El mayor susto que me faltaba por vivir, llegó ya a las puertas de este poblado en forma de un gran puente colgante de bejucos y lianas que se bamboleaba según la dirección del viento, empeorado por el tremendo ruido que hacía el Río Palanda, que se había convertido en un respetable gran río muy torrentoso y amenazador.
Con el espíritu sobrecogido, me detuve en el extremo al que habíamos llegado y no sabía qué hacer.
Sin avergonzarme en absoluto, pedí a mi guía instrucciones para pasar el dichoso obstáculo. Muy comedidamente, luego de acomodar a las mulas, para el “sogueo” que había que hacer, no vaciló en instruirme acerca del procedimiento a seguir.
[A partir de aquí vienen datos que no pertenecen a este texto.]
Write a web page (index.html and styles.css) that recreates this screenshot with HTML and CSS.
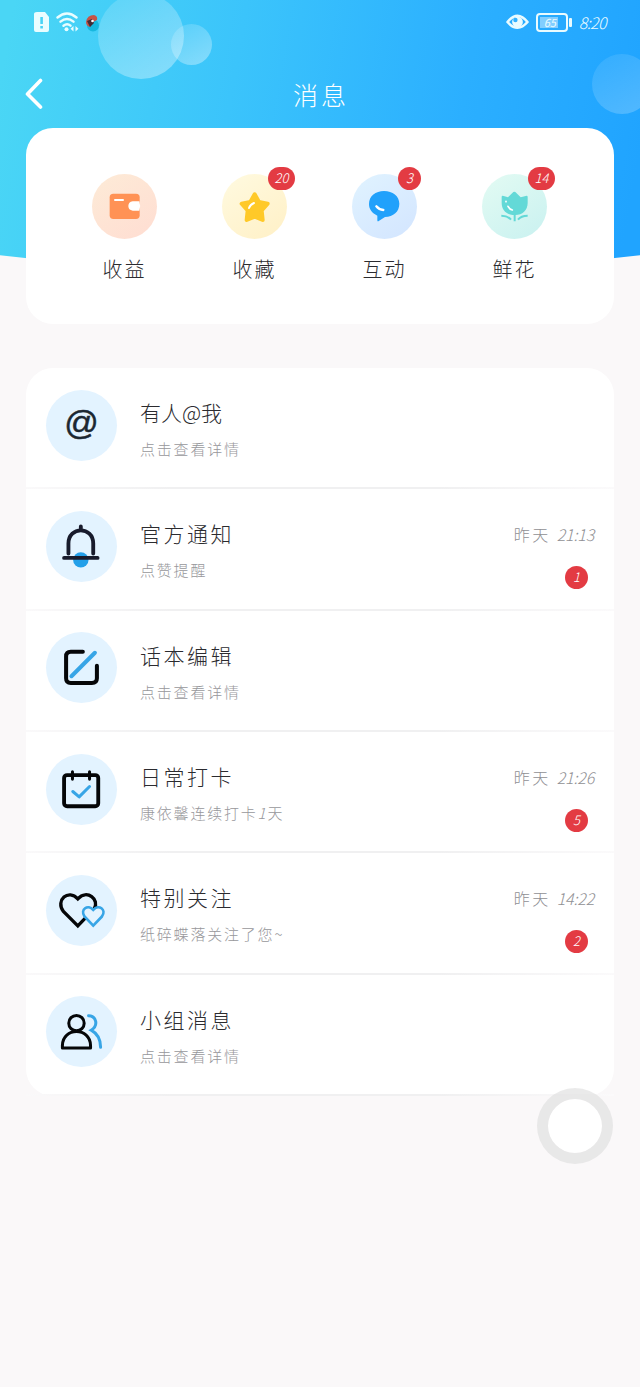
FILE: index.html
```
<!DOCTYPE html>
<html lang="zh-CN">
<head>
<meta charset="utf-8">
<title>消息</title>
<link rel="stylesheet" href="styles.css">
</head>
<body>
<div class="page">
  <div class="backdrop">
    <i class="bubble bubble-big"></i><i class="bubble bubble-small"></i><i class="bubble bubble-right"></i>
  </div>
  <div class="status">
    <svg class="status-left" width="70" height="24" viewBox="0 0 70 24">
      <path fill="#e9fdff" fill-rule="evenodd" d="M4 2h8l4 5v13q0 2-2 2H3q-2 0-2-2V4q0-2 3-2zM7.300 7v7h2.600V7zM7.300 16v2.600h2.600V16z"/>
      <g fill="none" stroke="#e9fdff" stroke-width="2.400" stroke-linecap="round"><path d="M24.500 7.500q9.500-8 19 0M27.500 11.700q6.500-5.600 13 0M30.500 15.700q3.700-3 7 0"/></g>
      <circle cx="33.500" cy="19.200" r="2" fill="#e9fdff"/><path fill="#e9fdff" d="M40.500 16v5.500l-3-2.700zM42.500 16v5.500l3-2.700z"/>
      <circle cx="60" cy="15.500" r="6" fill="#17b8df"/><path fill="#c65448" d="M53 12q1-7 8-7 4 1 3 5l-4 2-3 5q-4-1-4-5z"/><path fill="#442b36" d="M54 11l5-2 2 4-4 4z"/><circle cx="59.500" cy="11" r="1.300" fill="#fff"/>
    </svg>
    <div class="status-right">
      <svg width="23" height="16" viewBox="0 0 23 16"><path fill="none" stroke="#e9fbff" stroke-width="2.600" stroke-linejoin="round" d="M1.500 8Q11.500-4.500 21.500 8 11.500 19.500 1.500 8z"/><circle cx="11.500" cy="8" r="5.400" fill="#e9fbff"/><circle cx="9.400" cy="6" r="2.200" fill="#32b0ff"/></svg>
      <span class="battery"><b>65</b></span>
      <span class="clock">8:20</span>
    </div>
  </div>
  <header class="navbar">
    <svg width="18" height="32" viewBox="0 0 18 32"><path d="M15.500 2.500L2.500 16l13 13" fill="none" stroke="#fff" stroke-width="3.600" stroke-linecap="round" stroke-linejoin="round"/></svg>
    <h1>消息</h1>
  </header>
  <nav class="shortcuts">
    <a class="shortcut"><span class="disc peach"><svg viewBox="38 42 195 195"><rect x="91" y="101" width="90" height="76" rx="11" fill="#ff9255"/><path d="M107 120h24" stroke="#fff" stroke-width="6" stroke-linecap="round"/><path fill="#fff" d="M160 124h20q5 14 0 28h-20q-13-2-13-14t13-14z"/></svg></span><span class="label">收益</span></a>
    <a class="shortcut"><span class="disc yellow"><svg viewBox="427 42 195 195"><path d="M525 103l13 23 26 5-18 20 3 29-24-10-24 10 3-29-18-20 26-5z" fill="#ffc928" stroke="#ffc928" stroke-width="12" stroke-linejoin="round"/><path d="M508 144q4-11 15-15" fill="none" stroke="#fff" stroke-width="6" stroke-linecap="round"/></svg><em class="badge wide">20</em></span><span class="label">收藏</span></a>
    <a class="shortcut"><span class="disc blue"><svg viewBox="38 42 195 195"><path d="M134 93c26 0 46 15 46 38 0 24-18 39-43 40l-20 13q-3 1-3-3v-14c-16-8-25-19-25-35 0-24 20-39 45-39z" fill="#21a1fb"/><path d="M111 139q8 10 21 11" fill="none" stroke="#fff" stroke-width="7" stroke-linecap="round"/></svg><em class="badge">3</em></span><span class="label">互动</span></a>
    <a class="shortcut"><span class="disc mint"><svg viewBox="428 42 195 195"><path d="M487 111q0-6 6-3l13 4 16-16q3-2 6 0l16 16 15-4q6-2 6 3v18c0 22-16 36-37 36h-4-4c-20-2-33-16-33-36z" fill="#63d9d7"/><path d="M506 139q5 9 13 11M500 124v1" fill="none" stroke="#fff" stroke-width="5" stroke-linecap="round"/><path d="M526 160v24M486 167q19 0 29 12M565 167q-20 0-29 12" fill="none" stroke="#63d9d7" stroke-width="6"/></svg><em class="badge wide">14</em></span><span class="label">鲜花</span></a>
  </nav>
  <main class="list">
    <section class="row"><span class="avatar at">@</span><div class="body"><h2>有人@我</h2><p>点击查看详情</p></div></section>
    <section class="row"><span class="avatar"><svg viewBox="50 63 212 212"><circle cx="154" cy="209" r="23" fill="#239fe9"/><g fill="none" stroke="#181b2c" stroke-width="11.500" stroke-linecap="round"><path d="M117 190v-30c0-52 74-52 74 0v30M154 109v10M104 203h100"/></g></svg></span><div class="body"><h2>官方通知</h2><p>点赞提醒</p></div><div class="meta"><time>昨天 <i>21:13</i></time><em class="badge">1</em></div></section>
    <section class="row"><span class="avatar"><svg viewBox="50 36 212 212"><g fill="none" stroke-width="12" stroke-linecap="round" stroke-linejoin="round"><path stroke="#050608" d="M160 95h-36q-14 0-14 14v65q0 14 14 14h63q15 0 15-14v-37"/><path stroke="#38a5e6" d="M126 168l70-70"/></g></svg></span><div class="body"><h2>话本编辑</h2><p>点击查看详情</p></div></section>
    <section class="row"><span class="avatar"><svg viewBox="50 401 212 212"><g fill="none" stroke-width="11.500" stroke-linecap="round" stroke-linejoin="round"><rect x="104" y="464" width="102" height="93" rx="9" stroke="#050608"/><path stroke="#050608" stroke-width="9" d="M129 454v22M180 454v22"/><path stroke="#38a5e6" stroke-width="9" d="M130 513l19 16 31-31"/></g></svg></span><div class="body"><h2>日常打卡</h2><p>康依馨连续打卡<i>1</i>天</p></div><div class="meta"><time>昨天 <i>21:26</i></time><em class="badge">5</em></div></section>
    <section class="row"><span class="avatar"><svg viewBox="50 43 212 212"><path fill="none" stroke="#050608" stroke-width="10" d="M145 195l-43-43c-25-33 15-69 43-38 28-30 66 3 49 30z"/><path fill="#e5f4ff" stroke="#38a5e6" stroke-width="8" d="M191 194l-26-27c-14-21 10-38 26-20 16-18 41-1 26 20z"/></svg></span><div class="body"><h2>特别关注</h2><p>纸碎蝶落关注了您~</p></div><div class="meta"><time>昨天 <i>14:22</i></time><em class="badge">2</em></div></section>
    <section class="row"><span class="avatar"><svg viewBox="50 408 212 212"><g fill="none" stroke="#050608" stroke-width="9"><circle cx="141" cy="489" r="23"/><path stroke-linejoin="round" d="M99 563v-7c0-56 84-56 84 0v7z"/></g><path fill="none" stroke="#38a5e6" stroke-width="9" stroke-linecap="round" d="M177 467c24 1 30 29 8 43 20 11 28 27 28 51"/></svg></span><div class="body"><h2>小组消息</h2><p>点击查看详情</p></div></section>
  </main>
  <div class="assist"></div>
</div>
</body>
</html>
```
FILE: styles.css
```
* { box-sizing: border-box; margin: 0; padding: 0; }
body { background: #faf8f9; font-family: "Noto Sans CJK SC", sans-serif; font-weight: 300; color: #2b2b2f; }
.page { position: relative; height: 1387px; overflow: hidden; padding: 0 26px; }
svg { display: block; }
i, em { font-style: italic; }

.backdrop { position: absolute; inset: 0 0 auto 0; height: 273px; overflow: hidden; background: linear-gradient(100deg, #4ad6f5 2%, #3bc4fb 36%, #2bafff 70%, #20a4ff 97%); clip-path: ellipse(900px 273px at 50% 0); }
.bubble { position: absolute; border-radius: 50%; background: linear-gradient(150deg, rgba(255,255,255,.12), rgba(255,255,255,.38)); }
.bubble-big { left: 98px; top: -7px; width: 86px; height: 86px; }
.bubble-small { left: 171px; top: 24px; width: 41px; height: 41px; }
.bubble-right { left: 592px; top: 54px; width: 60px; height: 60px; opacity: .6; }

.status { position: relative; height: 44px; padding: 0 8px 0 7px; display: flex; align-items: center; justify-content: space-between; color: #e9fbff; }
.status-right { display: flex; align-items: center; }
.battery { position: relative; width: 32px; height: 19px; margin: 0 11px 0 7px; padding: 2px; border: 2px solid #e9fbff; border-radius: 4px; }
.battery::after { content: ""; position: absolute; right: -6px; top: 3px; width: 3px; height: 9px; border-radius: 1px; background: #e9fbff; }
.battery b { display: block; width: 18px; height: 11px; padding-left: 4px; background: #82ceff; font: italic 400 11px/11px "Noto Sans CJK SC", sans-serif; }
.clock { font-size: 16px; font-style: italic; line-height: 20px; letter-spacing: -.6px; }

.navbar { position: relative; height: 84px; display: flex; align-items: center; }
.navbar svg { margin-top: 16px; margin-left: -1px; }
.navbar h1 { flex: 1; margin: 16px 15px 0 0; text-align: center; font-size: 25px; line-height: 34px; font-weight: 300; letter-spacing: 3px; color: #fff; }

.shortcuts { position: relative; height: 196px; padding: 46px 33.500px 0; display: grid; grid-template-columns: repeat(4, 130px); border-radius: 27px; background: #fff; }
.shortcut { display: flex; flex-direction: column; align-items: center; }
.disc { position: relative; width: 65px; height: 65px; border-radius: 50%; }
.disc svg { width: 65px; height: 65px; }
.peach { background: linear-gradient(145deg, #fdebd7, #ffddd2); }
.yellow { background: linear-gradient(145deg, #fffae0, #fff0c6); }
.blue { background: linear-gradient(145deg, #e0f3ff, #d3e5ff); }
.mint { background: linear-gradient(145deg, #e3fbf3, #c9f1f0); }
.label { margin-top: 16px; font-size: 20px; line-height: 28px; letter-spacing: 2px; }
.badge { width: 23px; height: 23px; border-radius: 12px; background: #e33b43; color: #fff; font-size: 13px; line-height: 22px; text-align: center; }
.badge.wide { width: 27px; }
.disc .badge { position: absolute; left: 46px; top: -7px; }

.list { position: relative; height: 728px; margin-top: 44px; display: grid; grid-template-rows: repeat(6, 1fr); border-radius: 27px; background: #fff; }
.row { padding: 0 20px; display: flex; border-bottom: 2px solid transparent; border-image: linear-gradient(90deg, #faf9fa, #f0f0f1 25%, #f0f0f1 70%, #fbfafb) 1; border-width: 0 0 2px; }
.avatar { width: 71px; height: 71px; margin-top: 21.500px; flex: none; border-radius: 50%; background: #e3f3ff; }
.avatar svg { width: 71px; height: 71px; }
.at { font: 400 34px/65px "Liberation Sans", sans-serif; text-align: center; color: #1b2731; -webkit-text-stroke: .5px #1b2731; }
.body { flex: 1; padding: 29px 0 0 23px; }
.body h2 { font-size: 21px; line-height: 30px; font-weight: 300; letter-spacing: 2.500px; }
.body p { margin-top: 10px; font-size: 15px; line-height: 24px; letter-spacing: 1.800px; color: #97979b; }
.meta { display: flex; flex-direction: column; align-items: flex-end; padding-top: 33px; }
.meta time { font-size: 16px; line-height: 24px; letter-spacing: 2.500px; color: #909094; }
.meta time i { letter-spacing: -.2px; }
.meta .badge { margin: 20px 6px 0 0; }
.row:first-child h2 { letter-spacing: 0; }

.assist { position: absolute; left: 537px; top: 1088px; width: 76px; height: 76px; border: 11px solid rgba(222,222,222,.65); border-radius: 50%; background: #fff; background-clip: padding-box; }
```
Airosamente como gente acostumbrada a vivir en medio de estas condiciones, emprendió el paso por la mitad del puente colgante con mucha facilidad mientras me gritaba qué hacer cuando me toque el turno de hacerlo, porque el ruido ensordecedor del río no permitía una conversación corriente.
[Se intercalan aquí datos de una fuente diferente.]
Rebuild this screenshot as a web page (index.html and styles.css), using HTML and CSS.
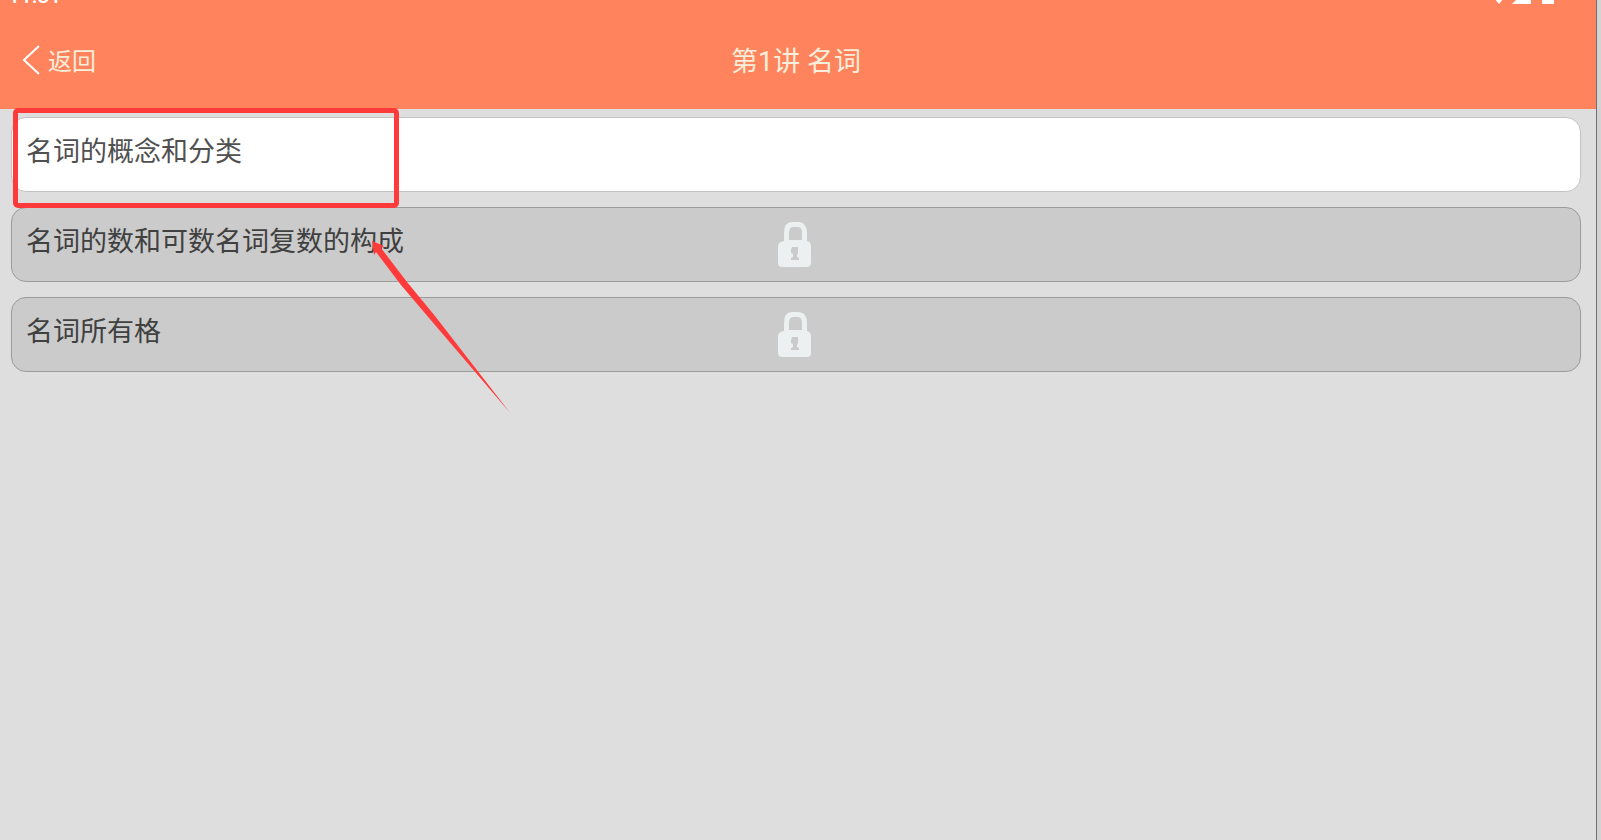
FILE: index.html
```html
<!DOCTYPE html>
<html lang="zh-CN">
<head>
<meta charset="utf-8">
<title>第1讲 名词</title>
<link rel="stylesheet" href="styles.css">
</head>
<body>
<div class="screen">
  <header class="header">
    <div class="status">
      <span class="clock">11:31</span>
      <svg class="status-icons" width="66" height="20" viewBox="0 0 66 20" aria-hidden="true">
        <path d="M0 7Q11-3 22 7L11 20Z"/>
        <path d="M24 20L43 1V20Z"/>
        <path d="M54 3h3V1h6v2h3v17H54Z"/>
      </svg>
    </div>
    <nav class="bar">
      <button class="back" type="button">
        <svg width="18" height="30" viewBox="0 0 18 30" aria-hidden="true"><path d="M17 1L2 15L17 29"/></svg>
        <span>返回</span>
      </button>
      <h1 class="title">第1讲 名词</h1>
    </nav>
  </header>
  <main class="lessons">
    <button class="lesson" type="button"><span>名词的概念和分类</span></button>
    <button class="lesson locked" type="button">
      <span>名词的数和可数名词复数的构成</span>
      <svg class="lock" width="34" height="46" viewBox="0 0 34 46" aria-hidden="true"><path fill-rule="evenodd" d="M6 19V11Q6 0 14 0H21Q29 1 29 11V19Q33 20 33 24V41Q33 45 29 45H4Q0 45 0 41V24Q0 20 6 19ZM11 18H24V11Q24 5 20 5H15Q11 5 11 11ZM14 25H20V31L19 33V35L21 36V38H13V36L15 35V32L13 31V28Z"/></svg>
    </button>
    <button class="lesson locked" type="button">
      <span>名词所有格</span>
      <svg class="lock" width="34" height="46" viewBox="0 0 34 46" aria-hidden="true"><path fill-rule="evenodd" d="M6 19V11Q6 0 14 0H21Q29 1 29 11V19Q33 20 33 24V41Q33 45 29 45H4Q0 45 0 41V24Q0 20 6 19ZM11 18H24V11Q24 5 20 5H15Q11 5 11 11ZM14 25H20V31L19 33V35L21 36V38H13V36L15 35V32L13 31V28Z"/></svg>
    </button>
  </main>
  <div class="highlight"></div>
  <svg class="arrow" width="140" height="174" viewBox="0 0 140 174" aria-hidden="true"><path d="M0 0L12 5L9 7L35 41L63 75L139 173L57 77L29 44L4 11L2 14Z"/></svg>
</div>
</body>
</html>
```
FILE: styles.css
```css
* {
  box-sizing: border-box;
}

body {
  margin: 0;
  padding-right: 4px;
  background: #d3d3d3;
  font-family: "Noto Sans CJK SC", sans-serif;
}

button {
  margin: 0;
  border: 0;
  background: none;
  font: inherit;
  text-align: left;
}

.screen {
  position: relative;
  min-height: 100vh;
  border-right: 1px solid #707070;
  background: #dedede;
}

.header {
  height: 109px;
  overflow: hidden;
  background: #ff835c;
}

.status {
  display: flex;
  align-items: flex-end;
  justify-content: space-between;
  height: 20px;
  margin-top: -16px;
  padding: 0 42px 0 8px;
}

.clock {
  color: #fff;
  font: 500 21px/16px Roboto, sans-serif;
}

.status-icons {
  fill: #fff;
}

.bar {
  display: grid;
  grid-template-columns: 1fr auto 1fr;
  align-items: center;
  height: 112px;
  padding: 0 26px 0 22px;
}

.back {
  display: flex;
  align-items: center;
  gap: 8px;
  padding: 0;
  color: #f7eedb;
  font-size: 24px;
  line-height: 32px;
}

.back svg {
  fill: none;
  stroke: #fff;
  stroke-width: 2;
}

.title {
  margin: 0;
  padding-top: 4px;
  color: #f7eedb;
  font-family: Roboto, "Noto Sans CJK SC", sans-serif;
  font-size: 27px;
  font-weight: 400;
  line-height: 36px;
}

.lessons {
  display: flex;
  flex-direction: column;
  gap: 15px;
  padding: 8px 15px 8px 11px;
}

.lesson {
  display: grid;
  grid-template-columns: 1fr auto 1fr;
  height: 75px;
  padding: 14px 16px 14px 14px;
  border: 1px solid #c3c3c3;
  border-radius: 15px;
  background: #fff;
  color: #505050;
  font-size: 27px;
  line-height: 36px;
  white-space: nowrap;
}

.locked {
  border-color: #9b9b9b;
  background: #cbcbcb;
  color: #404040;
}

.lock {
  fill: #ecf0f1;
}

.highlight {
  position: absolute;
  top: 108px;
  left: 13px;
  width: 386px;
  height: 100px;
  border: 5px solid #ff3a3a;
  border-radius: 5px;
}

.arrow {
  position: absolute;
  top: 241px;
  left: 372px;
  fill: #ff3a3a;
}
```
Luego de que pasó para enseñarme cómo hacerlo, retornó a mi lado para darme otras instrucciones y a esperar mi paso.
Con el alma atravesada, inicié tímidamente mi paso, con vacilantes e inseguros pininos y asiéndome fuertemente de los bordes del colgante que como maldición me parecía que se bamboleaba más y más y yo muerto de pánico mientras lo atravesaba. Ya en la mitad de mi travesía, aunque me había recomendado que no vaya a espiar el movimiento del río, de reojo, yo lo miraba y a poco me apareció un mareo y un conato de vómito a duras penas reprimido que me obligó a ponerme en cuclillas hasta que supere este enojoso incidente causado por el vértigo. Una vez superada esta crisis, con inseguros pasos continué adelante hasta que llegué sano y salvo al otro lado del puente y respiré aliviado agradeciendo a Dios por haberme ayudado.